The telltale aroma of cannabis wafted from the end of a doobie, bogarted by an exceptionally large and imposing vulgarian, who had elected a much heavier leather jacket than the temperature demanded. He took a final toke just as I approached.
Big bad guy nearly swallowed his ill-timed joint and hurriedly searched for a convenient and secretive place to deposit it before I got up to his face. Big bad guy, was also big dumb guy, because in his drug and booze laced stupor, he “hid” his wacky tobacco inside his nearly empty beer bottle. Now the contraband was preserved in both alcohol and glass. Grabbing the bottle, I tossed it into the sand at his feet where I could watch it as I searched him, expecting to issue a summons to appear, if all he had was a misdemeanor amount of grass and a good attitude.
“Up against the wall, you know the drill”, I said almost by habit. “You got any machine guns or hand grenades on you?” Big bad guy assumed the position. Something wasn’t right about the heavy leather jacket he wore, as my left hand reached into the inside left-hand pocket I grasped the butt of a revolver. And so began the dance.

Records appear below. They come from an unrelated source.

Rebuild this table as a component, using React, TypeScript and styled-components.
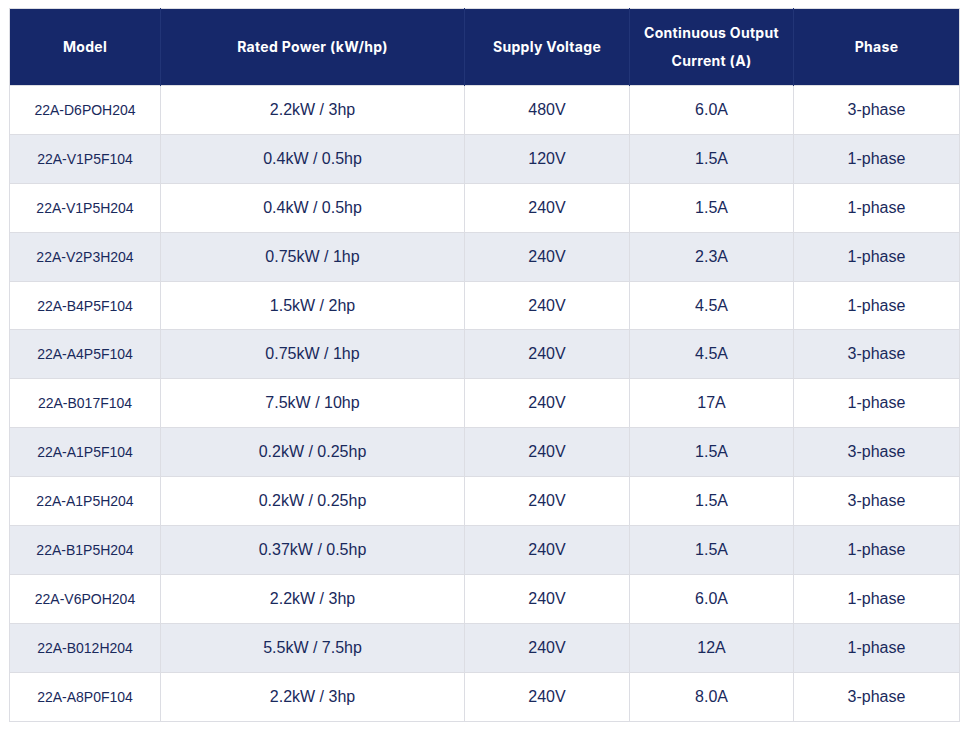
import styled, { createGlobalStyle } from 'styled-components'

const GlobalStyle = createGlobalStyle`
  body {
    margin: 0;
    background: #ffffff;
  }
  th, td {
    box-sizing: border-box;
  }
`

const Wrapper = styled.div`
  padding: 8px 9px;
`

const Table = styled.table`
  width: 950px;
  border-collapse: collapse;
  border: 1px solid #dcdde3;
  table-layout: fixed;
`

const HeadCell = styled.th<{ $w: number }>`
  width: ${(p) => p.$w}px;
  padding: 10px 12px;
  background: #16286a;
  color: #ffffff;
  font-family: Inter, "Open Sans", sans-serif;
  font-weight: 700;
  font-size: 14px;
  letter-spacing: 0.3px;
  line-height: 28px;
  text-align: center;
  border-left: 1px solid #223577;
  &:first-child {
    border-left: none;
  }
`

const Row = styled.tr<{ $striped: boolean }>`
  height: 48.9px;
  background: ${(p) => (p.$striped ? '#e8ebf2' : '#ffffff')};
`

const Cell = styled.td<{ $small?: boolean }>`
  padding: 0 8px;
  border: 1px solid #dcdde3;
  color: #19295c;
  font-family: "Liberation Sans", Arial, sans-serif;
  font-size: ${(p) => (p.$small ? '14px' : '16px')};
  text-align: center;
  vertical-align: middle;
`

const columns = [
  { label: 'Model', w: 151 },
  { label: 'Rated Power (kW/hp)', w: 304 },
  { label: 'Supply Voltage', w: 165 },
  { label: 'Continuous Output Current (A)', w: 164 },
  { label: 'Phase', w: 166 },
]

const rows = [
  ['22A-D6POH204', '2.2kW / 3hp', '480V', '6.0A', '3-phase'],
  ['22A-V1P5F104', '0.4kW / 0.5hp', '120V', '1.5A', '1-phase'],
  ['22A-V1P5H204', '0.4kW / 0.5hp', '240V', '1.5A', '1-phase'],
  ['22A-V2P3H204', '0.75kW / 1hp', '240V', '2.3A', '1-phase'],
  ['22A-B4P5F104', '1.5kW / 2hp', '240V', '4.5A', '1-phase'],
  ['22A-A4P5F104', '0.75kW / 1hp', '240V', '4.5A', '3-phase'],
  ['22A-B017F104', '7.5kW / 10hp', '240V', '17A', '1-phase'],
  ['22A-A1P5F104', '0.2kW / 0.25hp', '240V', '1.5A', '3-phase'],
  ['22A-A1P5H204', '0.2kW / 0.25hp', '240V', '1.5A', '3-phase'],
  ['22A-B1P5H204', '0.37kW / 0.5hp', '240V', '1.5A', '1-phase'],
  ['22A-V6POH204', '2.2kW / 3hp', '240V', '6.0A', '1-phase'],
  ['22A-B012H204', '5.5kW / 7.5hp', '240V', '12A', '1-phase'],
  ['22A-A8P0F104', '2.2kW / 3hp', '240V', '8.0A', '3-phase'],
]

const App = () => {
  return (
    <Wrapper>
      <GlobalStyle />
      <Table>
        <thead>
          <tr>
            {columns.map((c) => (
              <HeadCell key={c.label} $w={c.w}>
                {c.label}
              </HeadCell>
            ))}
          </tr>
        </thead>
        <tbody>
          {rows.map((r, i) => (
            <Row key={r[0]} $striped={i % 2 === 1}>
              {r.map((v, j) => (
                <Cell key={j} $small={j === 0}>
                  {v}
                </Cell>
              ))}
            </Row>
          ))}
        </tbody>
      </Table>
    </Wrapper>
  )
}

export default App
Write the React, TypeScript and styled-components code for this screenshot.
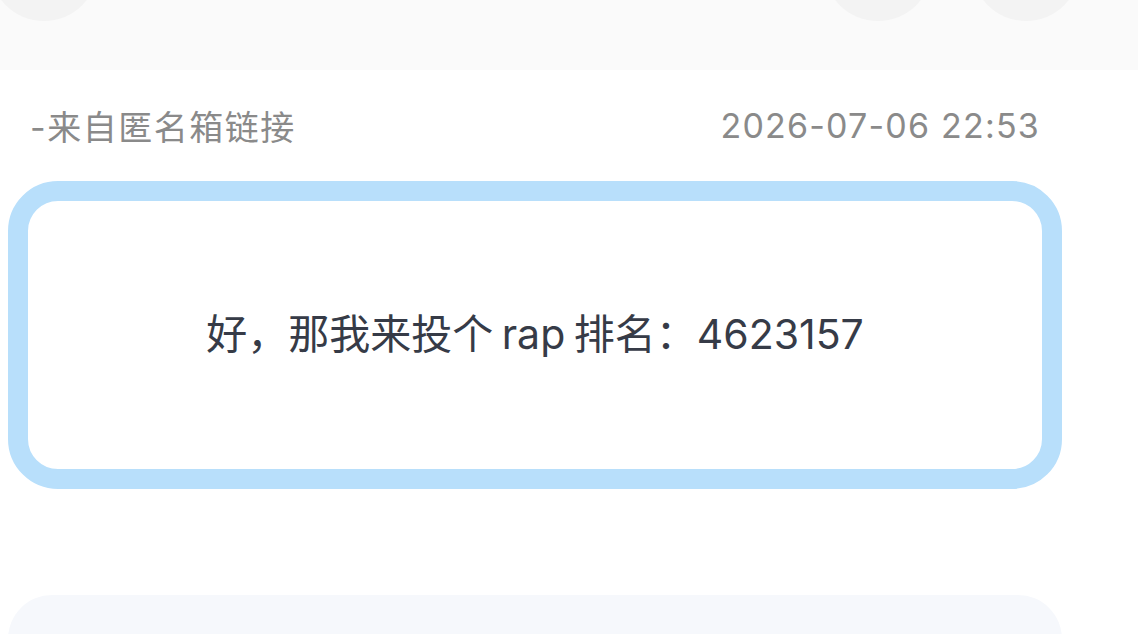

I knew big bad guy and, based upon his previous indiscretions, he couldn’t have a permit. Now instead of simply leaning against the wall, he stiffened and braced against the building as if to push backwards, with his right hand reaching ominously towards my left, still tucked inside the jacket pocket with a death grip on his revolver. I tried first to remove the gun, but the sharply curved spur of its hammer naturally caught on the lining of the pocket.
To my rear, the original crowd, that vaporized as soon as I arrived, was now gathering three deep and taking exception to my ancestry. With each of our hands on his gun, I speed rocked my Glock 17 from its holster, and planted it against his right temple to discourage any further debate over who was in charge. Cuffed and kneeling, big bad guy grimaced as I pulled a loaded H&R .32 Magnum from his leather jacket, pocketed it, and assured the crowd there would be no further nonsense as I led my charge away.
Murphy’s law, while never repealed is occasionally superseded by patience and a large dose of good fortune.